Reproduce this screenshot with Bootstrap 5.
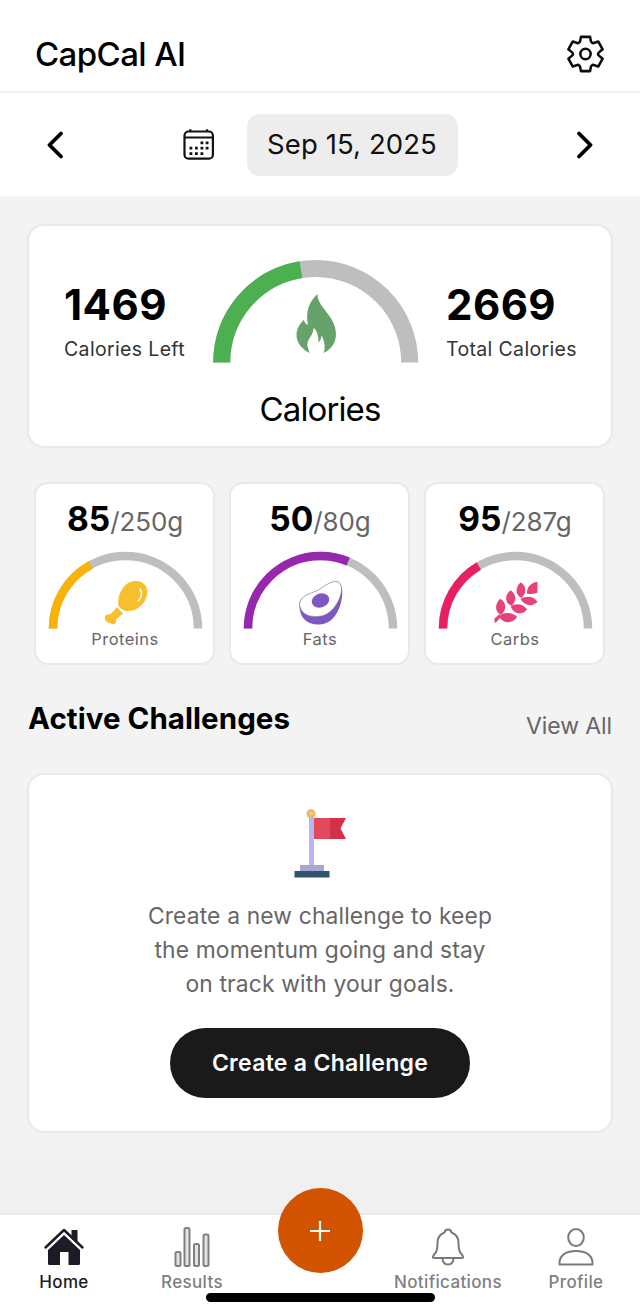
<!DOCTYPE html>
<html lang="en">
<head>
<meta charset="utf-8">
<meta name="viewport" content="width=device-width, initial-scale=1">
<title>CapCal AI</title>
<link href="https://cdn.jsdelivr.net/npm/bootstrap@5.3.0/dist/css/bootstrap.min.css" rel="stylesheet">
<style>
  body { font-family: Inter, "Liberation Sans", sans-serif; background: #f3f3f3; color: #000; height: 1316px; overflow: hidden; }
  svg { display: block; flex: none; }
  .app-header { height: 93px; padding: 16px 36px 0 35px; border-bottom: 2px solid #f0f0f0; }
  .app-title { font-size: 33px; font-weight: 500; letter-spacing: -.6px; line-height: 40px; }
  .date-bar { height: 103px; padding: 0 46px; }
  .date-group { margin-left: -8px; }
  .date-pill { width: 211px; height: 62px; border-radius: 13px; background: #ededed; font-size: 27.5px; letter-spacing: .1px; color: #111; }
  .panel { background: #fff; border: 2px solid #e9e9e9; border-radius: 17px; }
  .cal-panel { height: 224px; margin: 28px 27px 0; padding: 34px 0 0 34px; }
  .cal-grid { display: grid; grid-template-columns: 149px 233px 1fr; }
  .stat { padding: 20px 0 0 1px; }
  .stat-num { font-size: 42px; font-weight: 700; line-height: 50px; letter-spacing: .45px; }
  .stat-label { font-size: 19.5px; letter-spacing: .35px; line-height: 24px; color: #333; margin-top: 7px; }
  .cal-title { font-size: 33px; line-height: 40px; margin: 26px 34px 0 0; letter-spacing: -.9px; }
  .macros { display: grid; grid-template-columns: repeat(3, 181px); gap: 14px; padding: 0 34px; margin-top: 34px; }
  .macro { height: 183px; border-radius: 14px; padding: 14px 0 0 1px; }
  .macro-value { line-height: 42px; margin-bottom: 5px; white-space: nowrap; }
  .macro-value b { font-size: 33.5px; font-weight: 700; }
  .macro-value span { font-size: 26px; color: #666; letter-spacing: -.1px; }
  .macro-label { font-size: 16.5px; letter-spacing: .45px; line-height: 20px; color: #666; }
  .sec-head { padding: 0 28px; margin-top: 35px; }
  .sec-title { font-size: 29.5px; font-weight: 700; line-height: 36px; letter-spacing: .05px; }
  .sec-link { font-size: 23px; line-height: 28px; margin-top: 12px; letter-spacing: -.1px; color: #666; text-decoration: none; }
  .challenge { height: 360px; margin: 33px 27px 28px; padding-top: 32px; }
  .challenge p { font-size: 22.8px; line-height: 34px; letter-spacing: .16px; margin: 20px 0 27px; color: #666; }
  .cta { width: 300px; height: 70px; background: #1a1a1a; color: #fff; font-size: 23px; font-weight: 600; letter-spacing: .3px; }
  .cta:hover { background: #333; color: #fff; }
  .tabs { height: 103px; border-top: 2px solid #e9e9e9; }
  .under { background: #f0f0f0; height: 52px; }
  .tab { width: 20%; color: #808080; font-size: 17px; font-weight: 500; letter-spacing: .35px; line-height: 20px; text-decoration: none; white-space: nowrap; }
  .tab svg { margin: 12px 0 5px; }
  .tab.current { color: #1c1c22; }
  .fab { width: 85px; height: 85px; background: #d35400; margin-top: -27px; }
  .tab .fab svg { margin: 0; }
  .home-bar { position: absolute; left: 206px; bottom: 14px; width: 229px; height: 9px; border-radius: 5px; background: #000; }
</style>
</head>
<body class="d-flex flex-column">
<header class="app-header bg-white d-flex align-items-center justify-content-between">
  <h1 class="app-title mb-0">CapCal AI</h1>
  <svg width="37" height="38" viewBox="-19 -19.500 38 39" fill="none" stroke="#0a0a0a" stroke-width="2.600" stroke-linejoin="round"><path d="M-4.7-17.6H4.7L5.5-13.2Q5.8-12.2 6.7-11.7Q7.2-10.9 8.4-11.3L13.06-12.9L17.6-4.83L14.1-1.9Q12.8-.8 12.8 0Q12.8.8 14.1 1.9L17.6 4.83L13.06 12.9L8.4 11.3Q7.2 10.9 6.7 11.7Q5.8 12.2 5.5 13.2L4.7 17.6H-4.7L-5.5 13.2Q-5.8 12.2-6.7 11.7Q-7.2 10.9-8.4 11.3L-13.06 12.9L-17.6 4.83L-14.1 1.9Q-12.8.8-12.8 0Q-12.8-.8-14.1-1.9L-17.6-4.83L-13.06-12.9L-8.4-11.3Q-7.2-10.9-6.7-11.7Q-5.8-12.2-5.5-13.2Z"/><circle r="5.300"/></svg>
</header>
<div class="date-bar bg-white d-flex align-items-center justify-content-between">
  <svg width="18" height="28" viewBox="0 0 18 28" fill="none" stroke="#000" stroke-width="3.8" stroke-linecap="round" stroke-linejoin="round"><path d="M15 2.5L3.500 14L15 25.5"/></svg>
  <div class="date-group d-flex align-items-center">
    <svg class="me-4" width="48" height="32" viewBox="-8 0 48 32" fill="none" stroke="#111" stroke-width="2.200"><rect x="1.5" y="2.5" width="28.4" height="27.2" rx="4"/><path d="M1.5 8.500H29.9M7.300 2.500V.3M24 2.500V.3"/><g fill="#111" stroke="none"><path d="M17.5 12.4h2.8v2.8h-2.8zM22.7 12.4h2.8v2.8h-2.8zM6.5 17.7h2.8v2.8H6.5zM12 17.7h2.8v2.8H12zM17.5 17.7h2.8v2.8h-2.8zM22.7 17.7h2.8v2.8h-2.8zM6.5 23.2h2.8v2.8H6.5zM12 23.2h2.8v2.8H12zM17.5 23.2h2.8v2.8h-2.8z"/></g></svg>
    <div class="date-pill d-flex align-items-center justify-content-center">Sep 15, 2025</div>
  </div>
  <svg width="18" height="28" viewBox="0 0 18 28" fill="none" stroke="#000" stroke-width="3.8" stroke-linecap="round" stroke-linejoin="round"><path d="M3 2.5L14.500 14L3 25.5"/></svg>
</div>

<main class="flex-grow-1">
  <section class="panel cal-panel">
    <div class="cal-grid">
      <div class="stat"><div class="stat-num">1469</div><div class="stat-label">Calories Left</div></div>
      <svg width="207" height="103" viewBox="0 0 207 103" fill="none" stroke-width="17"><path d="M9.7 102.5A94 94 0 0 1 197.7 102.5" stroke="#bebebe"/><path d="M9.7 102.5A94 94 0 0 1 197.7 102.5" stroke="#4caf50" pathLength="100" stroke-dasharray="44.96 100"/>
        <path fill="#66a36b" d="M105.5 34C105 47 124 56 124 74C124 84 118 90 111.500 93C114 87 112 80 109.500 75.500C109 80 107.500 82 106.500 82C106.500 76 105 70 101.500 68C101 77 94.500 79 95.500 86Q96 89 97.500 93C91 90 84.500 83 84.500 75.500C84.500 68 88 64 92 59.500C92 62 93.500 64 96 65C93 50 98 41 105.500 34Z"/></svg>
      <div class="stat"><div class="stat-num">2669</div><div class="stat-label">Total Calories</div></div>
    </div>
    <div class="cal-title text-center">Calories</div>
  </section>

  <section class="macros text-center">
    <div class="panel macro">
      <div class="macro-value"><b>85</b><span>/250g</span></div>
      <svg class="mx-auto" width="155" height="78" viewBox="-77.500 -77.500 155 78" fill="none" stroke-width="8.500"><path d="M-72.500 0A72.500 72.500 0 0 1 72.500 0" stroke="#bebebe"/><path d="M-72.500 0A72.500 72.500 0 0 1 72.500 0" stroke="#f9b208" pathLength="100" stroke-dasharray="34 100"/>
        <g fill="#f6c02c" stroke="none"><path d="M-7-22.500C-9-34-1-47 9-47.500C19-48 24-41 21-31.500C18-22 9-16.500 0-17.500Q-4-18.500-7-22.500Z"/><path d="M-8.500-21.500L-2-15.500L-9.500-9C-8.500-4-13-3-15-5.500C-20-5-23-12-18.500-14Q-16-14.500-14.500-14.500Z"/></g><path d="M-9.200-22L-2-15.300" stroke="#fff" stroke-width="1"/><path d="M14.500-39.500Q18.500-33 12.500-27.500" stroke="#fff" stroke-width="1.500" stroke-linecap="round"/></svg>
      <div class="macro-label">Proteins</div>
    </div>
    <div class="panel macro">
      <div class="macro-value"><b>50</b><span>/80g</span></div>
      <svg class="mx-auto" width="155" height="78" viewBox="-77.500 -77.500 155 78" fill="none" stroke-width="8.500"><path d="M-72.500 0A72.500 72.500 0 0 1 72.500 0" stroke="#bebebe"/><path d="M-72.500 0A72.500 72.500 0 0 1 72.500 0" stroke="#9727af" pathLength="100" stroke-dasharray="62.500 100"/>
        <path fill="#7e57c2" d="M-21-26C-19-33-10-35-3-38C4-42 10-48 17-47C23-45 22.500-34 20.500-26C17-12 9-4-2-4C-15-4-22-12-21-26Z"/><path fill="#fff" stroke="#888" stroke-width=".6" d="M-20.800-25C-20-33-10-35-3-38C4-42 10-48 16.500-47C23-45 21.500-35 18-28C12-16 4-11.500-6-12C-15-12.500-21-17-20.800-25Z"/><ellipse cx="0" cy="-28" rx="9" ry="7" transform="rotate(-20 0 -28)" fill="#7e57c2"/></svg>
      <div class="macro-label">Fats</div>
    </div>
    <div class="panel macro">
      <div class="macro-value"><b>95</b><span>/287g</span></div>
      <svg class="mx-auto" width="155" height="78" viewBox="-77.500 -77.500 155 78" fill="none" stroke-width="8.500"><path d="M-72.500 0A72.500 72.500 0 0 1 72.500 0" stroke="#bebebe"/><path d="M-72.500 0A72.500 72.500 0 0 1 72.500 0" stroke="#e91e63" pathLength="100" stroke-dasharray="33.100 100"/>
        <g fill="#e8427c" stroke="none"><path d="M22-46.700V-36Q20-34.300 11.500-34.700C11-41 15-45.500 22-46.700Z"/><path d="M5.500-46.300C12-41 10.500-35 6-30.500C-1.500-34 .5-43 5.500-46.300Z"/><path d="M-4.800-38.300C2-33 .5-27-4-22.700C-12-26-10-35-4.800-38.300Z"/><path d="M-15-29.800C-8-25-9.500-18-14.500-13.500C-22-18-20-26-15-29.800Z"/><path d="M5-29.500C11-33.500 19-32 22-26.500C17-21.500 9-22.500 5-29.500Z"/><path d="M-4.800-22C0-26 8-24.500 11.500-19C7-13 -1.500-14-4.800-22Z"/><path d="M-15.500-13C-11-17 -2-16 1.700-11.500C-3-4.500-12-5-15.500-10.500L-19-6.500L-21-5.500V-10L-16-14.500Z"/></g></svg>
      <div class="macro-label">Carbs</div>
    </div>
  </section>

  <div class="sec-head d-flex justify-content-between align-items-start">
    <h2 class="sec-title mb-0">Active Challenges</h2>
    <a href="#" class="sec-link">View All</a>
  </div>

  <section class="panel challenge d-flex flex-column align-items-center text-center">
    <svg width="56" height="72" viewBox="0 0 56 72"><path fill="#b9b5f5" d="M17 10h5v48h-5z"/><circle cx="19" cy="6.700" r="4.500" fill="#eab765"/><circle cx="19.500" cy="6.500" r="2" fill="#f2ca83"/><path fill="#e2495d" d="M22 11h16v21H22z"/><path fill="#d3304a" d="M38 11h16L48.500 21.500L54 32H38z"/><path fill="#aaa7ce" d="M8 58h24v6.500H8z"/><path fill="#2f5572" d="M2.500 64h35v6.500h-35z"/></svg>
    <p>Create a new challenge to keep<br>the momentum going and stay<br>on track with your goals.</p>
    <button class="btn cta rounded-pill p-0">Create a Challenge</button>
  </section>
</main>

<div class="under"></div>
<nav class="tabs bg-white d-flex position-relative">
  <a href="#" class="tab current d-flex flex-column align-items-center">
    <svg width="42" height="40" viewBox="0 0 42 40" fill="#1c1c26"><path d="M21 8L5 23V36.500Q5 38 6.500 38H17V25h8.500V38H35.500Q37 38 37 36.500V23Z"/><path d="M2.500 22L21 4.500L39.500 22" fill="none" stroke="#fff" stroke-width="4"/><path d="M28.500 3h6v14L28.500 11.500z"/><path d="M2.500 20.500L21 3L39.500 20.500" fill="none" stroke="#1c1c26" stroke-width="2.500" stroke-linecap="round" stroke-linejoin="round"/></svg>
    <span>Home</span></a>
  <a href="#" class="tab d-flex flex-column align-items-center">
    <svg width="36" height="40" viewBox="0 0 36 40" fill="#e4e4e4" stroke="#808080" stroke-width="2"><rect x="1.500" y="25" width="5" height="14" rx="1.500"/><rect x="10.500" y="1" width="5" height="38" rx="1.500"/><rect x="20" y="17" width="5" height="22" rx="1.500"/><rect x="29.500" y="7.500" width="5" height="31.500" rx="1.500"/></svg>
    <span>Results</span></a>
  <div class="tab d-flex justify-content-center"><button class="btn fab rounded-circle p-0 d-flex align-items-center justify-content-center" aria-label="Add"><svg width="20" height="20" viewBox="0 0 20 20" stroke="#fff" stroke-width="2.200"><path d="M10 0V20M0 10H20"/></svg></button></div>
  <a href="#" class="tab d-flex flex-column align-items-center">
    <svg width="34" height="40" viewBox="0 0 34 40" fill="none" stroke="#7a7a7a" stroke-width="2" stroke-linejoin="round"><path d="M13.500 5.500Q14 2.500 17 2.500T20.500 5.500C26 7.500 27.500 11 27.500 16C27.500 23 28.500 25 31.500 28.500Q33 31 31 31H3Q1 31 2.500 28.500C5.500 25 6.500 23 6.500 16C6.500 11 8 7.500 13.500 5.500Z"/><path d="M11.500 31.500Q12 37.500 17 37.500T22.500 31.500"/></svg>
    <span>Notifications</span></a>
  <a href="#" class="tab d-flex flex-column align-items-center">
    <svg width="36" height="40" viewBox="0 0 36 40" fill="none" stroke="#7a7a7a" stroke-width="2" stroke-linejoin="round"><ellipse cx="18" cy="10.500" rx="7.800" ry="8.500"/><path d="M1.500 37.500V35Q3 24 18 24T34.500 35V37.500Z"/></svg>
    <span>Profile</span></a>
  <div class="home-bar"></div>
</nav>
<script src="https://cdn.jsdelivr.net/npm/bootstrap@5.3.0/dist/js/bootstrap.bundle.min.js"></script>
</body>
</html>
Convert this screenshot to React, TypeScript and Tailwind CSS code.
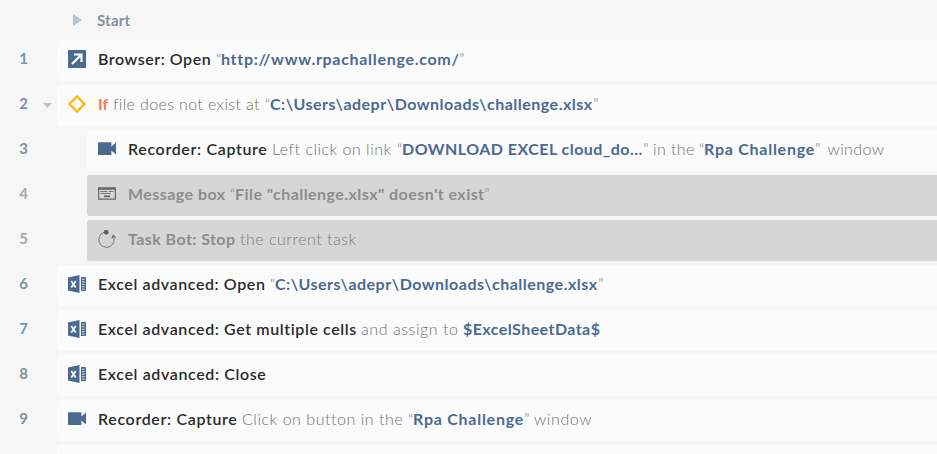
import React from 'react';

type Kind = 'title' | 'plain' | 'value' | 'quote' | 'if';
type Segment = { text: string; kind: Kind; box: string };
type IconName = 'browser' | 'if' | 'recorder' | 'message' | 'task' | 'excel';
type Line = { icon: IconName; nested?: boolean; disabled?: boolean; segments: Segment[] };

const s = (kind: Kind, text: string, box: string): Segment => ({ kind, text, box });

const lines: Line[] = [
  { icon: 'browser', segments: [s('title', 'Browser: Open', 'w-[118px] tracking-[0.54px]'), s('quote', '“', 'w-[5px]'), s('value', 'http://www.rpachallenge.com/', 'w-[238px] tracking-[0.7px]'), s('quote', '”', 'w-[5px]')] },
  { icon: 'if', segments: [s('if', 'If', 'w-[15px]'), s('plain', 'file does not exist at', 'w-[152px] tracking-[0.36px]'), s('quote', '“', 'w-[5px]'), s('value', 'C:\\Users\\adepr\\Downloads\\challenge.xlsx', 'w-[323px] tracking-[0.5px]'), s('quote', '”', 'w-[5px]')] },
  { icon: 'recorder', nested: true, segments: [s('title', 'Recorder: Capture', 'w-[144px] tracking-[0.65px]'), s('plain', 'Left click on link', 'w-[125px] tracking-[0.5px]'), s('quote', '“', 'w-[5px]'), s('value', 'DOWNLOAD EXCEL cloud_do...', 'w-[241px] tracking-[0.46px]'), s('quote', '”', 'w-[10px]'), s('plain', 'in the', 'w-[46px] tracking-[0.4px]'), s('quote', '“', 'w-[5px]'), s('value', 'Rpa Challenge', 'w-[111px] tracking-[0.74px]'), s('quote', '”', 'w-[12.5px]'), s('plain', 'window', 'w-[56px] tracking-[0.4px]')] },
  { icon: 'message', nested: true, disabled: true, segments: [s('title', 'Message box', 'w-[102px] tracking-[0.45px]'), s('quote', '“', 'w-[5px]'), s('value', 'File "challenge.xlsx" doesn\'t exist', 'w-[249px] tracking-[0.44px]'), s('quote', '”', 'w-[5px]')] },
  { icon: 'task', nested: true, disabled: true, segments: [s('title', 'Task Bot: Stop', 'w-[112px] tracking-[0.43px]'), s('plain', 'the current task', 'w-[116px] tracking-[0.5px]')] },
  { icon: 'excel', segments: [s('title', 'Excel advanced: Open', 'w-[172px] tracking-[0.6px]'), s('quote', '“', 'w-[5px]'), s('value', 'C:\\Users\\adepr\\Downloads\\challenge.xlsx', 'w-[323px] tracking-[0.5px]'), s('quote', '”', 'w-[5px]')] },
  { icon: 'excel', segments: [s('title', 'Excel advanced: Get multiple cells', 'w-[263px] tracking-[0.61px]'), s('plain', 'and assign to', 'w-[102px] tracking-[0.56px]'), s('value', '$ExcelSheetData$', 'w-[138px] tracking-[0.43px]')] },
  { icon: 'excel', segments: [s('title', 'Excel advanced: Close', 'w-[170px] tracking-[0.62px]')] },
  { icon: 'recorder', segments: [s('title', 'Recorder: Capture', 'w-[144px] tracking-[0.65px]'), s('plain', 'Click on button in the', 'w-[166px] tracking-[0.54px]'), s('quote', '“', 'w-[5px]'), s('value', 'Rpa Challenge', 'w-[111px] tracking-[0.74px]'), s('quote', '”', 'w-[10px]'), s('plain', 'window', 'w-[58px] tracking-[0.6px]')] },
];

const kindClass: Record<Kind, string> = {
  title: 'font-semibold text-[#2b2b2b]',
  plain: 'font-light text-[#707070]',
  value: 'font-bold text-[#4b6a92]',
  quote: 'font-light text-[#707070]',
  if: 'font-bold text-[#ff7850]',
};
const disabledClass: Record<Kind, string> = {
  title: 'font-bold text-[#8d8d8d]',
  plain: 'font-light text-[#7c7c7c]',
  value: 'font-bold text-[#8d8d8d]',
  quote: 'font-light text-[#7c7c7c]',
  if: 'font-bold text-[#8d8d8d]',
};

function Icon({ name }: { name: IconName }) {
  return (
    <svg className="h-[18px] w-[18px] shrink-0" viewBox="0 0 18 18" fill="none">
      {name === 'browser' && (
        <>
          <rect width="18" height="18" rx="0.8" fill="#4b6a92" />
          <path d="M4 14 13 5M6 4.5h7.5V12" stroke="#fff" strokeWidth="2.2" />
        </>
      )}
      {name === 'if' && <path d="M9 1.4 16.6 9 9 16.6 1.4 9Z" stroke="#ffb90b" strokeWidth="2.3" strokeLinejoin="round" />}
      {name === 'recorder' && <path d="M.6 2.3h12.2q.6 0 .6.6v3.6L18 2.4v12.2l-4.6-4.1v3.8q0 .7-.6.7H.6q-.6 0-.6-.7V2.9q0-.6.6-.6Z" fill="#4b6a92" />}
      {name === 'message' && (
        <>
          <path d="M.6 2.9h16.8v11.3H.6ZM1 4.2h16" stroke="#666" strokeWidth="1.2" />
          <path d="M2.5 6.5h7M11 6.5h4.5M2.5 8.5h10.5" stroke="#777" />
          <path d="M6 11.3h6" stroke="#666" strokeWidth="1.8" />
        </>
      )}
      {name === 'task' && (
        <>
          <path d="M5.8 2.4A7.7 7.7 0 1 0 15.7 7" stroke="#777" strokeWidth="1" />
          <circle cx="8.2" cy="2.3" r="2.4" fill="#5d5d5d" />
          <path d="m13.8 8.5 1.5-3.2 2.5 2.7" stroke="#666" strokeWidth="1.1" />
        </>
      )}
      {name === 'excel' && (
        <>
          <path d="M0 2.4 11.5 0v18L0 15.6Z" fill="#4b6a92" />
          <path d="m3.3 6 4.4 6.4M7.7 6l-4.4 6.4" stroke="#fff" strokeWidth="1.7" />
          <path d="M13 2h4q1 0 1 1v12q0 1-1 1h-4Z" fill="#4b6a92" />
          <path d="M14 4.2h2.6M14 6.7h2.6M14 9.2h2.6M14 11.7h2.6M14 14.2h2.6" stroke="#d9e0e9" strokeWidth="1.1" />
        </>
      )}
    </svg>
  );
}

export default function App() {
  return (
    <div className="h-[454px] w-full overflow-hidden bg-[#f6f6f6] font-['Lato',sans-serif] text-base">
      <div className="flex h-10 items-center pl-[73px] text-[15px] font-bold tracking-[0.2px] text-[#82919d]">
        <svg className="mr-[15px] h-3 w-[9px]" viewBox="0 0 9 12"><path d="M0 0v12l9-6Z" fill="#b9c4cd" /></svg>
        <span className="h-5 leading-5">Start</span>
      </div>
      <div className="flex flex-col gap-1">
        {lines.map((line, i) => (
          <div key={i} className="flex h-[41px]">
            <div className="flex w-[57px] shrink-0 items-center">
              <span className={`w-[43px] pb-[5px] pl-1 text-center text-[15px] font-bold ${line.disabled ? 'text-[#a3a7aa]' : 'text-[#82929f]'}`}>{i + 1}</span>
              {line.icon === 'if' && <svg className="h-[5px] w-[9px]" viewBox="0 0 9 5"><path d="M0 0h9L4.5 5Z" fill="#b9c4cd" /></svg>}
            </div>
            <div className={`flex min-w-0 grow items-center gap-3 pl-[11px] ${line.nested ? 'ml-[30px]' : ''} ${line.disabled ? 'rounded-l-[3px] bg-[#d6d6d6]' : 'rounded-l-sm bg-[#fbfbfb]'}`}>
              <div className="pb-[3px]"><Icon name={line.icon} /></div>
              <div className="flex whitespace-pre pb-1 leading-6">
                {line.segments.map((seg, j) => (
                  <span key={j} className={`shrink-0 ${seg.box} ${line.disabled ? disabledClass[seg.kind] : kindClass[seg.kind]}`}>{seg.text}</span>
                ))}
              </div>
            </div>
          </div>
        ))}
        <div className="ml-[57px] h-[41px] shrink-0 bg-[#fbfbfb]" />
      </div>
    </div>
  );
}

=== What is required ===
Begin with the line where "Convert this screenshot" appears and end with the line where "const s = (kind: Kind, text: string, box: string): Segment" appears. Copy only that stretch, exactly, with no pictures.

=== Full answer ===
Convert this screenshot to React, TypeScript and Tailwind CSS code.
import React from 'react';

type Kind = 'title' | 'plain' | 'value' | 'quote' | 'if';
type Segment = { text: string; kind: Kind; box: string };
type IconName = 'browser' | 'if' | 'recorder' | 'message' | 'task' | 'excel';
type Line = { icon: IconName; nested?: boolean; disabled?: boolean; segments: Segment[] };

const s = (kind: Kind, text: string, box: string): Segment => ({ kind, text, box });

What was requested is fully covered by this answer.